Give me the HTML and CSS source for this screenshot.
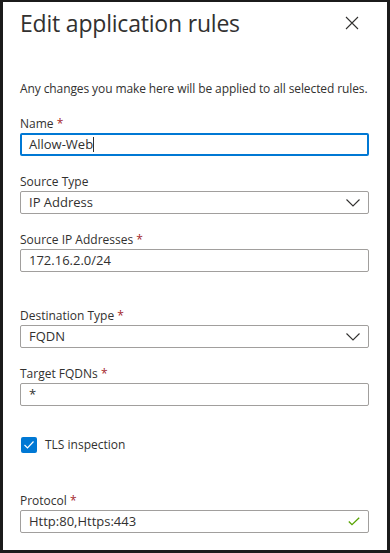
FILE: index.html
```html
<!DOCTYPE html>
<html lang="en">
<head>
    <meta charset="UTF-8">
    <meta name="viewport" content="width=device-width, initial-scale=1.0">
    <title>Edit application rules</title>
    <link rel="stylesheet" href="styles.css">
</head>
<body>
    <div class="panel">
        <div class="panel-header">
            <h1>Edit application rules</h1>
            <button class="close-btn" aria-label="Close">
                <svg width="14" height="14" viewBox="0 0 14 14"><path d="M1 1 L13 13 M13 1 L1 13" stroke="#323130" stroke-width="1.1" fill="none"/></svg>
            </button>
        </div>

        <p class="description">Any changes you make here will be applied to all selected rules.</p>

        <div class="field">
            <label>Name <span class="required">*</span></label>
            <div class="input focused">Allow-Web<span class="caret"></span></div>
        </div>

        <div class="field">
            <label>Source Type</label>
            <div class="input select">
                <span>IP Address</span>
                <svg class="chevron" width="14" height="8" viewBox="0 0 14 8"><path d="M0.5 0.5 L7 7 L13.5 0.5" stroke="#323130" stroke-width="1.1" fill="none"/></svg>
            </div>
        </div>

        <div class="field">
            <label>Source IP Addresses <span class="required">*</span></label>
            <div class="input">172.16.2.0/24</div>
        </div>

        <div class="field field-spaced">
            <label>Destination Type <span class="required">*</span></label>
            <div class="input select">
                <span>FQDN</span>
                <svg class="chevron" width="14" height="8" viewBox="0 0 14 8"><path d="M0.5 0.5 L7 7 L13.5 0.5" stroke="#323130" stroke-width="1.1" fill="none"/></svg>
            </div>
        </div>

        <div class="field">
            <label>Target FQDNs <span class="required">*</span></label>
            <div class="input">*</div>
        </div>

        <div class="checkbox-row">
            <span class="checkbox">
                <svg width="12" height="10" viewBox="0 0 12 10"><path d="M1.5 5 L4.5 8 L10.5 1.5" stroke="#fff" stroke-width="1.2" fill="none"/></svg>
            </span>
            <span>TLS inspection</span>
        </div>

        <div class="field">
            <label>Protocol <span class="required">*</span></label>
            <div class="input select">
                <span>Http:80,Https:443</span>
                <svg class="valid" width="12" height="9" viewBox="0 0 12 9"><path d="M0.8 4.5 L4 7.7 L11.2 0.8" stroke="#57a300" stroke-width="1.3" fill="none"/></svg>
            </div>
        </div>
    </div>
</body>
</html>
```

FILE: styles.css
```css
* {
    box-sizing: border-box;
}

body {
    margin: 0;
    font-family: 'Open Sans', 'Noto Sans', Arial, sans-serif;
    color: #323130;
    background: #fff;
}

.panel {
    width: 390px;
    height: 553px;
    border: 3px solid #1b1b1b;
    border-top-width: 2px;
    padding: 0 18px 0 17px;
    overflow: hidden;
}

.panel-header {
    display: flex;
    justify-content: space-between;
    align-items: center;
    height: 40px;
    padding-top: 2px;
}

h1 {
    margin: 0;
    font-size: 23px;
    font-weight: 400;
    letter-spacing: -0.2px;
}

.close-btn {
    background: none;
    border: none;
    padding: 0;
    margin-right: 10px;
    width: 14px;
    height: 14px;
    display: flex;
}

.description {
    margin: 38px -6px 0 0;
    font-size: 12px;
    line-height: 18px;
    letter-spacing: -0.1px;
    white-space: nowrap;
}

.field {
    margin-top: 17px;
}

.field-spaced {
    margin-top: 35px;
}

label {
    display: block;
    font-size: 12px;
    line-height: 18px;
    margin-bottom: 0;
}

.required {
    color: #a4262c;
}

.input {
    height: 23px;
    border: 1px solid #a19f9d;
    border-radius: 2px;
    padding: 0 8px;
    font-size: 13px;
    line-height: 21px;
    display: flex;
    align-items: center;
}

.input.focused {
    border: 2px solid #0078d4;
    padding: 0 7px;
}

.caret {
    width: 1px;
    height: 15px;
    background: #323130;
}

.select {
    justify-content: space-between;
}

.checkbox-row {
    display: flex;
    align-items: center;
    gap: 8px;
    margin-top: 30px;
    margin-left: 1px;
    font-size: 12px;
}

.checkbox {
    width: 16px;
    height: 16px;
    border-radius: 2px;
    background: #0078d4;
    display: flex;
    align-items: center;
    justify-content: center;
}

.checkbox-row + .field {
    margin-top: 39px;
}
```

==*==

• _JOB_: Keep every word of the data as it is when you write it out, but drop the pictures.

• _RESULT OF THE TASK_:
Give me the HTML and CSS source for this screenshot.
FILE: index.html
```html
<!DOCTYPE html>
<html lang="en">
<head>
    <meta charset="UTF-8">
    <meta name="viewport" content="width=device-width, initial-scale=1.0">
    <title>Edit application rules</title>
    <link rel="stylesheet" href="styles.css">
</head>
<body>
    <div class="panel">
        <div class="panel-header">
            <h1>Edit application rules</h1>
            <button class="close-btn" aria-label="Close">
                <svg width="14" height="14" viewBox="0 0 14 14"><path d="M1 1 L13 13 M13 1 L1 13" stroke="#323130" stroke-width="1.1" fill="none"/></svg>
            </button>
        </div>

        <p class="description">Any changes you make here will be applied to all selected rules.</p>

        <div class="field">
            <label>Name <span class="required">*</span></label>
            <div class="input focused">Allow-Web<span class="caret"></span></div>
        </div>

        <div class="field">
            <label>Source Type</label>
            <div class="input select">
                <span>IP Address</span>
                <svg class="chevron" width="14" height="8" viewBox="0 0 14 8"><path d="M0.5 0.5 L7 7 L13.5 0.5" stroke="#323130" stroke-width="1.1" fill="none"/></svg>
            </div>
        </div>

        <div class="field">
            <label>Source IP Addresses <span class="required">*</span></label>
            <div class="input">172.16.2.0/24</div>
        </div>

        <div class="field field-spaced">
            <label>Destination Type <span class="required">*</span></label>
            <div class="input select">
                <span>FQDN</span>
                <svg class="chevron" width="14" height="8" viewBox="0 0 14 8"><path d="M0.5 0.5 L7 7 L13.5 0.5" stroke="#323130" stroke-width="1.1" fill="none"/></svg>
            </div>
        </div>

        <div class="field">
            <label>Target FQDNs <span class="required">*</span></label>
            <div class="input">*</div>
        </div>

        <div class="checkbox-row">
            <span class="checkbox">
                <svg width="12" height="10" viewBox="0 0 12 10"><path d="M1.5 5 L4.5 8 L10.5 1.5" stroke="#fff" stroke-width="1.2" fill="none"/></svg>
            </span>
            <span>TLS inspection</span>
        </div>

        <div class="field">
            <label>Protocol <span class="required">*</span></label>
            <div class="input select">
                <span>Http:80,Https:443</span>
                <svg class="valid" width="12" height="9" viewBox="0 0 12 9"><path d="M0.8 4.5 L4 7.7 L11.2 0.8" stroke="#57a300" stroke-width="1.3" fill="none"/></svg>
            </div>
        </div>
    </div>
</body>
</html>
```

FILE: styles.css
```css
* {
    box-sizing: border-box;
}

body {
    margin: 0;
    font-family: 'Open Sans', 'Noto Sans', Arial, sans-serif;
    color: #323130;
    background: #fff;
}

.panel {
    width: 390px;
    height: 553px;
    border: 3px solid #1b1b1b;
    border-top-width: 2px;
    padding: 0 18px 0 17px;
    overflow: hidden;
}

.panel-header {
    display: flex;
    justify-content: space-between;
    align-items: center;
    height: 40px;
    padding-top: 2px;
}

h1 {
    margin: 0;
    font-size: 23px;
    font-weight: 400;
    letter-spacing: -0.2px;
}

.close-btn {
    background: none;
    border: none;
    padding: 0;
    margin-right: 10px;
    width: 14px;
    height: 14px;
    display: flex;
}

.description {
    margin: 38px -6px 0 0;
    font-size: 12px;
    line-height: 18px;
    letter-spacing: -0.1px;
    white-space: nowrap;
}

.field {
    margin-top: 17px;
}

.field-spaced {
    margin-top: 35px;
}

label {
    display: block;
    font-size: 12px;
    line-height: 18px;
    margin-bottom: 0;
}

.required {
    color: #a4262c;
}

.input {
    height: 23px;
    border: 1px solid #a19f9d;
    border-radius: 2px;
    padding: 0 8px;
    font-size: 13px;
    line-height: 21px;
    display: flex;
    align-items: center;
}

.input.focused {
    border: 2px solid #0078d4;
    padding: 0 7px;
}

.caret {
    width: 1px;
    height: 15px;
    background: #323130;
}

.select {
    justify-content: space-between;
}

.checkbox-row {
    display: flex;
    align-items: center;
    gap: 8px;
    margin-top: 30px;
    margin-left: 1px;
    font-size: 12px;
}

.checkbox {
    width: 16px;
    height: 16px;
    border-radius: 2px;
    background: #0078d4;
    display: flex;
    align-items: center;
    justify-content: center;
}

.checkbox-row + .field {
    margin-top: 39px;
}
```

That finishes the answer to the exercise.